From the first line of the data down to and including the line with "number, low: number];", copy everything exactly, leaving out pictures.
## begin DATA
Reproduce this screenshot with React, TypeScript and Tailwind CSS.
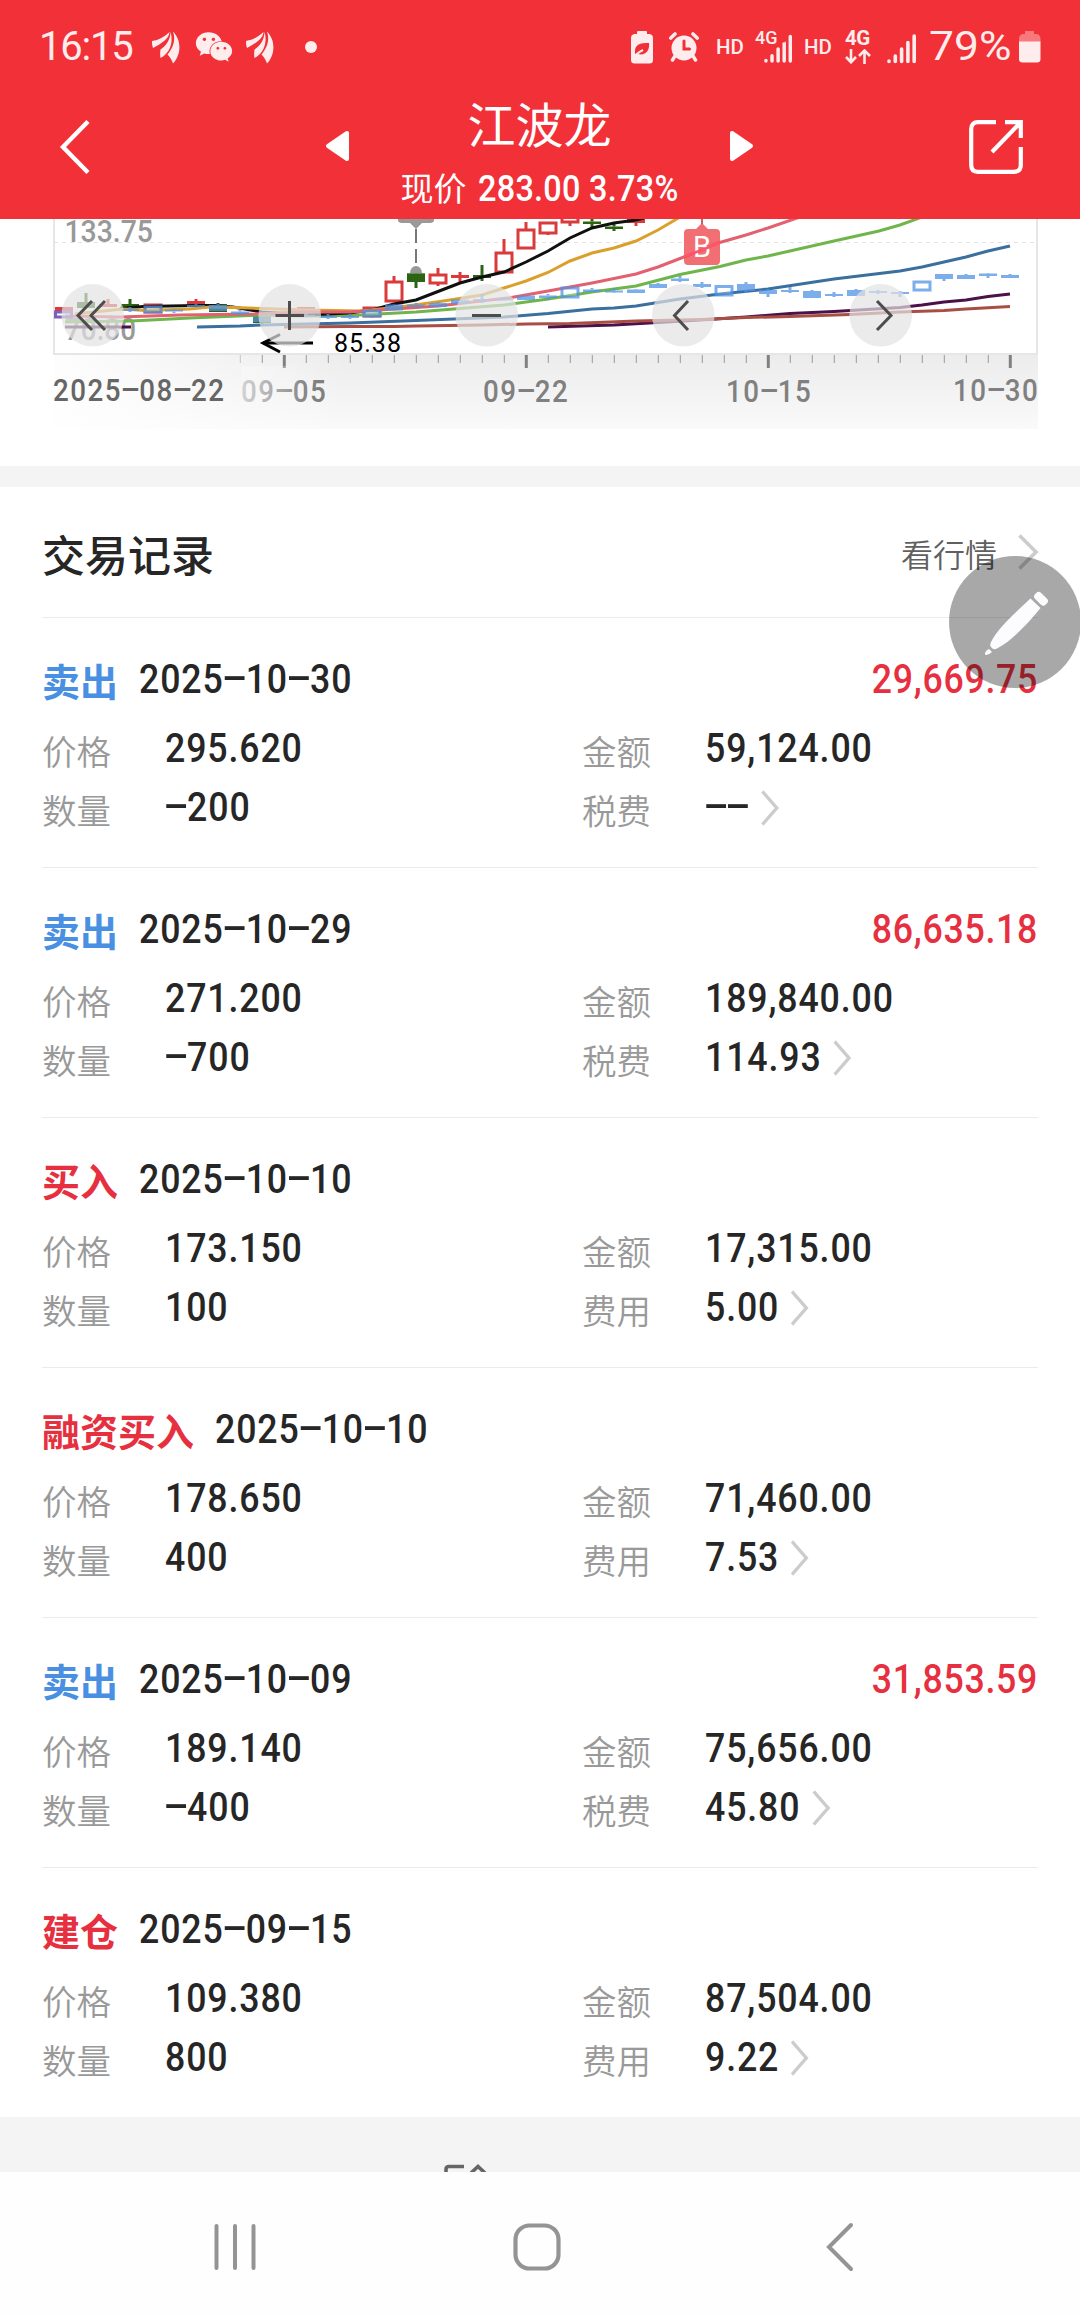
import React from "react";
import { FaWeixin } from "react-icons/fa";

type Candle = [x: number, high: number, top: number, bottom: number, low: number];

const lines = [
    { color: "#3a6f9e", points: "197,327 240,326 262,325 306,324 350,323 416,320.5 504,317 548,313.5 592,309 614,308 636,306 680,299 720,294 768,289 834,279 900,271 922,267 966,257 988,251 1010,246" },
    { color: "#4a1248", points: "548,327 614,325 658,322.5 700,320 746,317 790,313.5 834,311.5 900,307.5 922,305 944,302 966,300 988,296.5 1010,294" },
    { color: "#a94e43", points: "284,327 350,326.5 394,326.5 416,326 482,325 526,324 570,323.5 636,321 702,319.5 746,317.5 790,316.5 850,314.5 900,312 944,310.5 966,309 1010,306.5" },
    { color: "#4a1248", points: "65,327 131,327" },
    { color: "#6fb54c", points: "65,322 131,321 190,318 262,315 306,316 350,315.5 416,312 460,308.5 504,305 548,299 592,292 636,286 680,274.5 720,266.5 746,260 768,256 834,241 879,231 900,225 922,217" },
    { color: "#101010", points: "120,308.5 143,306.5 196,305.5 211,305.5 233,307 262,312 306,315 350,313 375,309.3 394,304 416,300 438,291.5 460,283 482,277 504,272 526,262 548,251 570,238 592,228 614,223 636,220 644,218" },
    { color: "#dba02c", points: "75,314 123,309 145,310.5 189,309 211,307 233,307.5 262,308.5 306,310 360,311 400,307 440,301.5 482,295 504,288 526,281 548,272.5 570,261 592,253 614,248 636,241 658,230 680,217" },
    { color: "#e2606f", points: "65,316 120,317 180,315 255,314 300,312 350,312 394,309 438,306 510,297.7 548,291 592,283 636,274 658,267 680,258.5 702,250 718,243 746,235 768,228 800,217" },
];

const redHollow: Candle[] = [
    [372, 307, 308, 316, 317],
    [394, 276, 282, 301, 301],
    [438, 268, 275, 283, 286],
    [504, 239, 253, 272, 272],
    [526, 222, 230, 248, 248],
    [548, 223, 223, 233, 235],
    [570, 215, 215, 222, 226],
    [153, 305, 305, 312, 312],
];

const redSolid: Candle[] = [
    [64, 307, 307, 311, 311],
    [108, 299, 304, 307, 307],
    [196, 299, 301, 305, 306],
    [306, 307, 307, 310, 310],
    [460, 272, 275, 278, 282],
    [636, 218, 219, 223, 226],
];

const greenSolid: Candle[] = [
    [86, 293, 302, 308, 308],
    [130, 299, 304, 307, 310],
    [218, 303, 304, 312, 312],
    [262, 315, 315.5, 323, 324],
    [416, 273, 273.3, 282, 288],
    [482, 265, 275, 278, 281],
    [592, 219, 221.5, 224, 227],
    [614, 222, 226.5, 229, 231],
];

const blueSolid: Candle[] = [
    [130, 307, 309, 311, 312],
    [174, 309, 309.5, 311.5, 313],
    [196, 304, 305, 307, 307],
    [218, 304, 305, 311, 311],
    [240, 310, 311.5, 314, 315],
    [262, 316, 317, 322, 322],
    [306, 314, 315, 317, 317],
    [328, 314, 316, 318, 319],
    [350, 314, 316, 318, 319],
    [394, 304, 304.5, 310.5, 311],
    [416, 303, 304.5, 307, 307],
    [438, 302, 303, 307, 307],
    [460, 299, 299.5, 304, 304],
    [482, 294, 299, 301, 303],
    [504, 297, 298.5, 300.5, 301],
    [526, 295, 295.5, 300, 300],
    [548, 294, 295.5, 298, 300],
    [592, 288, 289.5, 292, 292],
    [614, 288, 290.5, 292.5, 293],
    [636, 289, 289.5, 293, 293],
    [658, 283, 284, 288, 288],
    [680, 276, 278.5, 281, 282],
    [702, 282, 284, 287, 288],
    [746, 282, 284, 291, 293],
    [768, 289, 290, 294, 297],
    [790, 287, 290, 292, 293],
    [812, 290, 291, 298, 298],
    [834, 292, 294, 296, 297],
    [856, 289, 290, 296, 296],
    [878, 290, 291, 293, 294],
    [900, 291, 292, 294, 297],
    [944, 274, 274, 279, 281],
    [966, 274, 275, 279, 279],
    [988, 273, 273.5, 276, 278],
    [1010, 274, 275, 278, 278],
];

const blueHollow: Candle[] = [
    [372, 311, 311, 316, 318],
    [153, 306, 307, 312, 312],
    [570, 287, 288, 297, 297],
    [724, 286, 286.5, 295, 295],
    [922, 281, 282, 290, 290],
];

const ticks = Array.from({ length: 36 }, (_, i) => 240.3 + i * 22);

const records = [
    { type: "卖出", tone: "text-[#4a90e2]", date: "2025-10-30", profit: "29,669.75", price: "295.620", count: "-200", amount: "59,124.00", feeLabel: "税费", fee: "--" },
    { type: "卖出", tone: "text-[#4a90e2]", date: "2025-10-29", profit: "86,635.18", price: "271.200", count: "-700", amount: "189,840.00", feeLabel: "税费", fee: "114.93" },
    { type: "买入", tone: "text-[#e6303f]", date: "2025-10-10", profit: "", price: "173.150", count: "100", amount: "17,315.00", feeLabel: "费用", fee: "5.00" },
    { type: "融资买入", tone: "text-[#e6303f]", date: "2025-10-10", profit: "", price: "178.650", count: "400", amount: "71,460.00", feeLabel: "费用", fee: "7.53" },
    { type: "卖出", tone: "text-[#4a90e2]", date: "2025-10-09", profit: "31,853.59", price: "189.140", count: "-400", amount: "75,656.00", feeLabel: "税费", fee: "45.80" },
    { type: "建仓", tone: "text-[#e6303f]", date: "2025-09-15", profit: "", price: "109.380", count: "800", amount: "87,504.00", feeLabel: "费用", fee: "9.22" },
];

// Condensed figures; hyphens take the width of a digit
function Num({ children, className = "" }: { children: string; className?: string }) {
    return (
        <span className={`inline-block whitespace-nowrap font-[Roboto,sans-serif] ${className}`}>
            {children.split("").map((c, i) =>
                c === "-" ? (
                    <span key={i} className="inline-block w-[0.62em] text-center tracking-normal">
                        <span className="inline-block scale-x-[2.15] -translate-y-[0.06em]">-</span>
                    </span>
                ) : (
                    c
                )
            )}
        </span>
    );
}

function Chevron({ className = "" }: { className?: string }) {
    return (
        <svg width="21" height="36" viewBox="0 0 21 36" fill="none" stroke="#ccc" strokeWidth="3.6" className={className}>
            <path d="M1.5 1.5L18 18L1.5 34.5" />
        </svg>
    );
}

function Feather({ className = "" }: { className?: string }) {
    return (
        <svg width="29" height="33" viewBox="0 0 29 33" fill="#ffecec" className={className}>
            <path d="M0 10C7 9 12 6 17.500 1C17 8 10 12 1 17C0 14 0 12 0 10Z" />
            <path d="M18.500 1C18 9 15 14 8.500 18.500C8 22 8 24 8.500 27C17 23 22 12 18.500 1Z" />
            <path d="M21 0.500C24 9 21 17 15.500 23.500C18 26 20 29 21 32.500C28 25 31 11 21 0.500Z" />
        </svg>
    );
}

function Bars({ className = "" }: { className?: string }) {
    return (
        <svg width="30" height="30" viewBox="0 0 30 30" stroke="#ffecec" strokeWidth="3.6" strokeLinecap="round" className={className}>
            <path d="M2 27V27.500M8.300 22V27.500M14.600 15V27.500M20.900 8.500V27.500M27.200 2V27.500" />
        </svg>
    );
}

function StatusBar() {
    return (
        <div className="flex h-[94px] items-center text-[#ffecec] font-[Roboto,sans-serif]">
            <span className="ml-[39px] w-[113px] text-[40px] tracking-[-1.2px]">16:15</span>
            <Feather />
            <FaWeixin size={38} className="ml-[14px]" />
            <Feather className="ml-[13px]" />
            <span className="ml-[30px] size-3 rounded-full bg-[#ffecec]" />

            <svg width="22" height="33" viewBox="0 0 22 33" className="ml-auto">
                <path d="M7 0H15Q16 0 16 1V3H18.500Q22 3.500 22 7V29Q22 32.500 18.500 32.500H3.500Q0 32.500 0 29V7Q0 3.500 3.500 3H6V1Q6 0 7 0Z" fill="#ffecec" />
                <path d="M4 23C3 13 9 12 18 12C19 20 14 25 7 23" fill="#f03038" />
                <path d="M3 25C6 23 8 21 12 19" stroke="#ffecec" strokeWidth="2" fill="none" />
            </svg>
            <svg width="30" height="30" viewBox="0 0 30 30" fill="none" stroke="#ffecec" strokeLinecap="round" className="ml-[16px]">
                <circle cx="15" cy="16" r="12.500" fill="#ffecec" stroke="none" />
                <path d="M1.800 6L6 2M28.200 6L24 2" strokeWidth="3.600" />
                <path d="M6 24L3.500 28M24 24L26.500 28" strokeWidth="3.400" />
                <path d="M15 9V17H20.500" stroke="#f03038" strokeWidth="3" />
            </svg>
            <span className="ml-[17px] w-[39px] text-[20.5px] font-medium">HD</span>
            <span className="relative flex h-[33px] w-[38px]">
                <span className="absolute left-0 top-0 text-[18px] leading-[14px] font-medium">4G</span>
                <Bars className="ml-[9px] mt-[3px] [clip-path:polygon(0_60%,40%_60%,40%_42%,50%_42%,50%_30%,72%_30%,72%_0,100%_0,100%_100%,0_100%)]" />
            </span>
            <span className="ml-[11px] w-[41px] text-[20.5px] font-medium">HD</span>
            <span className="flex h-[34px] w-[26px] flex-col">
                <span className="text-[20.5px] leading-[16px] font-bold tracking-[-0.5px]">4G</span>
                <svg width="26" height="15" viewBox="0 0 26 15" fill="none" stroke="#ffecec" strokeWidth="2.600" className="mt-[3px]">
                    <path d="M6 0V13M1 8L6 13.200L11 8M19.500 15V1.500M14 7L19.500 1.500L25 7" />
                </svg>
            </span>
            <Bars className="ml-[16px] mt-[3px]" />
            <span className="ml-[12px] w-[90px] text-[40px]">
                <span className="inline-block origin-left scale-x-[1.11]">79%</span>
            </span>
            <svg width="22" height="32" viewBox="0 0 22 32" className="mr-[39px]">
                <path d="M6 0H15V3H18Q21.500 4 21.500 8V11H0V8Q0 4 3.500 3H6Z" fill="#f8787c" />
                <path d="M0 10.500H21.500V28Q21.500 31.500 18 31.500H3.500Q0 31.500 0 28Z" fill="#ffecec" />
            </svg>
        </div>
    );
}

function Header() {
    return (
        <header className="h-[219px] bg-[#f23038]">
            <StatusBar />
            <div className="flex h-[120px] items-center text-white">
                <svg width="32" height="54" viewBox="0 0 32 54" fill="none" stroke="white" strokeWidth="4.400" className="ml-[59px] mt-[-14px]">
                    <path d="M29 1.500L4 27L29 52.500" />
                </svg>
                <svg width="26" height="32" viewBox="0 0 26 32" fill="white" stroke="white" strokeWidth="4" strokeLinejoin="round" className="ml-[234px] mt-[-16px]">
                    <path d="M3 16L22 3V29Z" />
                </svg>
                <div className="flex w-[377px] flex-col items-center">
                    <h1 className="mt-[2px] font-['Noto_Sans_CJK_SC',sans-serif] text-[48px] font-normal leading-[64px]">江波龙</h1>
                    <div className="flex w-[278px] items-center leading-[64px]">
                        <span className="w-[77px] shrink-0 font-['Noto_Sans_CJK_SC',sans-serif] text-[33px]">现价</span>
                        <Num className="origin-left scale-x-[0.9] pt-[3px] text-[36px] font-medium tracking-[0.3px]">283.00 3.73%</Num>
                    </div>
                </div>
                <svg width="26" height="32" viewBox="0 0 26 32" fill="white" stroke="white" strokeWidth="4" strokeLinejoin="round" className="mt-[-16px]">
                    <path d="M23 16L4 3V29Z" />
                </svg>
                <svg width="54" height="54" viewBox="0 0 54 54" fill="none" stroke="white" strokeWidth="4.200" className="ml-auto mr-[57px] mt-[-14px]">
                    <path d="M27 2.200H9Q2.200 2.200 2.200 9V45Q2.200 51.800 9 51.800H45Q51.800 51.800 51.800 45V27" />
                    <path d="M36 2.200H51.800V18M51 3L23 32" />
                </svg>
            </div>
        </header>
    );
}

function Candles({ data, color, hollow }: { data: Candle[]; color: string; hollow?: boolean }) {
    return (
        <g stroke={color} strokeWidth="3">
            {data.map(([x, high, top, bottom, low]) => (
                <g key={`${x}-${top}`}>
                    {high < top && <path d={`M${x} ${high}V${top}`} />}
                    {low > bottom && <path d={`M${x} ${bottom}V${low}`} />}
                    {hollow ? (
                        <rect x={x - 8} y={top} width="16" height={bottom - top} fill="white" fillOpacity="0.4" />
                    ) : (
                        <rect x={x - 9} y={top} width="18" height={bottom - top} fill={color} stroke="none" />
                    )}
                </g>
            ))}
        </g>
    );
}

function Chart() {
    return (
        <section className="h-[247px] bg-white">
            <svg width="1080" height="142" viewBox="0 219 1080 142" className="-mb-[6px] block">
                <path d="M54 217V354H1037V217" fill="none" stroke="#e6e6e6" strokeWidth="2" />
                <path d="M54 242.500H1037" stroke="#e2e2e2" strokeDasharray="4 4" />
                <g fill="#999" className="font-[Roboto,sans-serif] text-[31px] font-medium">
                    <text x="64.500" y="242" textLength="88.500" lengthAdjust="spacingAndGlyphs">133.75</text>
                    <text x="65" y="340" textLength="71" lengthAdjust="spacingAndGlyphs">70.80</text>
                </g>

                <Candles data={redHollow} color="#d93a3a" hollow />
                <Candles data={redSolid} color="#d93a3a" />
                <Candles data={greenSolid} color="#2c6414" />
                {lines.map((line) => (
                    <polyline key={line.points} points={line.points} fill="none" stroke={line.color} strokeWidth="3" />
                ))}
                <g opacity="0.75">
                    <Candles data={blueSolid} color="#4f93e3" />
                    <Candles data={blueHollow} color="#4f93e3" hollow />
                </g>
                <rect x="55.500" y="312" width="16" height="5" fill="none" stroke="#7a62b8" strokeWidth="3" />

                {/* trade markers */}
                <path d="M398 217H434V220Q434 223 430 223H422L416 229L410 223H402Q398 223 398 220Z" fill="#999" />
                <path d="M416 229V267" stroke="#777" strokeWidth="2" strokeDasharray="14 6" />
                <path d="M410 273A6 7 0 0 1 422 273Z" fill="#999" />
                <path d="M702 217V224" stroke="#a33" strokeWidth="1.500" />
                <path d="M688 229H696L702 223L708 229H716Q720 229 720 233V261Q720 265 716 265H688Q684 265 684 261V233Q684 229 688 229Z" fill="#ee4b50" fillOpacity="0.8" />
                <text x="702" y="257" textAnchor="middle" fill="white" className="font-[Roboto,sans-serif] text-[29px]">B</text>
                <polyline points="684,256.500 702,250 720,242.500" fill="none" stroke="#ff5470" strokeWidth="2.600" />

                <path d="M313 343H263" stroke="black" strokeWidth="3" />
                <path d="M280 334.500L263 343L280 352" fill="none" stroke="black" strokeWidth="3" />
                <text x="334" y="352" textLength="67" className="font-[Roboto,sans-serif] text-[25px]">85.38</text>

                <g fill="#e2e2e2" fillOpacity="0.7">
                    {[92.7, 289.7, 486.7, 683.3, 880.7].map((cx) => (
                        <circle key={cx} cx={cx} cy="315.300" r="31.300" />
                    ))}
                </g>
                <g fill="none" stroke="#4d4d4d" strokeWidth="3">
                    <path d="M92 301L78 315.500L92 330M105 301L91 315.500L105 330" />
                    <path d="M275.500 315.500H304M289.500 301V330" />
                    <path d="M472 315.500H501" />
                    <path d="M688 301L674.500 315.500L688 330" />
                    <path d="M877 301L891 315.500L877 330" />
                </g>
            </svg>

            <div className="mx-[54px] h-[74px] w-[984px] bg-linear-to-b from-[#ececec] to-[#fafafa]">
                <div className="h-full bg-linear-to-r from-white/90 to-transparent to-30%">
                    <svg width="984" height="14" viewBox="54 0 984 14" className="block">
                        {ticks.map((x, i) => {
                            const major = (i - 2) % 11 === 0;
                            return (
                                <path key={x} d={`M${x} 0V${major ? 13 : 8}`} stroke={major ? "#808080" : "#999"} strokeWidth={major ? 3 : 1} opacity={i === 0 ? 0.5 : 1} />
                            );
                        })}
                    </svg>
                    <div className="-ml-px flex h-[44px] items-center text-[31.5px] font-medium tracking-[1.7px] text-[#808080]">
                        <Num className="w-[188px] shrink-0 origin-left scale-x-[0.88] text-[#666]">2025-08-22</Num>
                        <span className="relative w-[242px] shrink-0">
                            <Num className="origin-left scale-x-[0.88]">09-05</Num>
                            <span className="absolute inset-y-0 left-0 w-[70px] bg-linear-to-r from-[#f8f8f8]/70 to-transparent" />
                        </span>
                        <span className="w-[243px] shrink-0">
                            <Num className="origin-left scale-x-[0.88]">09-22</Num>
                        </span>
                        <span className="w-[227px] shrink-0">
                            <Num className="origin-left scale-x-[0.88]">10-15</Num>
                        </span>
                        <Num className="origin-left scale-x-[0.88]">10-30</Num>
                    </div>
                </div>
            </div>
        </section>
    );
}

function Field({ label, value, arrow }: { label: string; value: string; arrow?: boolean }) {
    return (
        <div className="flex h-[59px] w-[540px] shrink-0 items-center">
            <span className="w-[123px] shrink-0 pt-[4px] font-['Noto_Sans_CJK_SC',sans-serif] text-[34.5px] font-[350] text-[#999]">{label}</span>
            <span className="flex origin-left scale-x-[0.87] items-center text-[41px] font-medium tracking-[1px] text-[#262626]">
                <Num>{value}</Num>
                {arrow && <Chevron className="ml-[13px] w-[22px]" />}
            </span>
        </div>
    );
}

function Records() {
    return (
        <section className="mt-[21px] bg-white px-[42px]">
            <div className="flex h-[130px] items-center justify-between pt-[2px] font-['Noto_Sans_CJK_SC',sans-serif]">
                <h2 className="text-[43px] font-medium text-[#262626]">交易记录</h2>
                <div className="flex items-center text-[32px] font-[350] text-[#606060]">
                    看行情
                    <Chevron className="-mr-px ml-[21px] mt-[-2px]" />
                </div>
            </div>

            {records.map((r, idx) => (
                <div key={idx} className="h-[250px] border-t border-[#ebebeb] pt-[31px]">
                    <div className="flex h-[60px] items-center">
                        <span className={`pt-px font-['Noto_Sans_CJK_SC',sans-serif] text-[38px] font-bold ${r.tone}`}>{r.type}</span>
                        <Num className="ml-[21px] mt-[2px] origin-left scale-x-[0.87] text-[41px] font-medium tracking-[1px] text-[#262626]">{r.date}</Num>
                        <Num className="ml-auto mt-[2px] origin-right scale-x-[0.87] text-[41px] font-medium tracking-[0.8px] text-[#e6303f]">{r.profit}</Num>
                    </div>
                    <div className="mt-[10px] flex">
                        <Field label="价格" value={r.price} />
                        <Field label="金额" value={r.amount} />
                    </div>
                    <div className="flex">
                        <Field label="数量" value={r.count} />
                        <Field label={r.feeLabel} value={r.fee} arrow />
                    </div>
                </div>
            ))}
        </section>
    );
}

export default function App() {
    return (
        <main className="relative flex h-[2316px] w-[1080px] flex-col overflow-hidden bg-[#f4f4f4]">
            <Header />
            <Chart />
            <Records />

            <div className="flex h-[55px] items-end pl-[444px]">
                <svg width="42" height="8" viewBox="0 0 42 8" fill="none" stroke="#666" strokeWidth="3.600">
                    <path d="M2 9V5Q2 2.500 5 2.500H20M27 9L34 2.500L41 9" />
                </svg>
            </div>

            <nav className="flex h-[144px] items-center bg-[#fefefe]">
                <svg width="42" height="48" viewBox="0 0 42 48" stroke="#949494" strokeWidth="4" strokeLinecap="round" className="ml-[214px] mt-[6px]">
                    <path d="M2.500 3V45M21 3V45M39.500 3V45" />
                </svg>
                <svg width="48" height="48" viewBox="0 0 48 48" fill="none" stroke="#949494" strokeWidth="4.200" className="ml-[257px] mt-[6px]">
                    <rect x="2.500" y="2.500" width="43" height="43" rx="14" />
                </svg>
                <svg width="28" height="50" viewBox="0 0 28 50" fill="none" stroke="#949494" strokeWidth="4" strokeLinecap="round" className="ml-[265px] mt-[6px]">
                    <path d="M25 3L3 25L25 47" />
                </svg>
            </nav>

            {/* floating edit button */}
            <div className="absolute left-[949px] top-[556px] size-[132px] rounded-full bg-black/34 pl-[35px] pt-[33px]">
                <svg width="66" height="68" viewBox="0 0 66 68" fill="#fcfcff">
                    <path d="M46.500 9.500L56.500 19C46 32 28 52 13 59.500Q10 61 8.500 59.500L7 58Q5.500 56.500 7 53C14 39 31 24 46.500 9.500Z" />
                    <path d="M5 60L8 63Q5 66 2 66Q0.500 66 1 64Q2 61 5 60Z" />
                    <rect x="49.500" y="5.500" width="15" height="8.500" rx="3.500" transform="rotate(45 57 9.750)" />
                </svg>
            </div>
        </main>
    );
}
## end DATA
• **PROBLEM SOLUTION**
Reproduce this screenshot with React, TypeScript and Tailwind CSS.
import React from "react";
import { FaWeixin } from "react-icons/fa";

type Candle = [x: number, high: number, top: number, bottom: number, low: number];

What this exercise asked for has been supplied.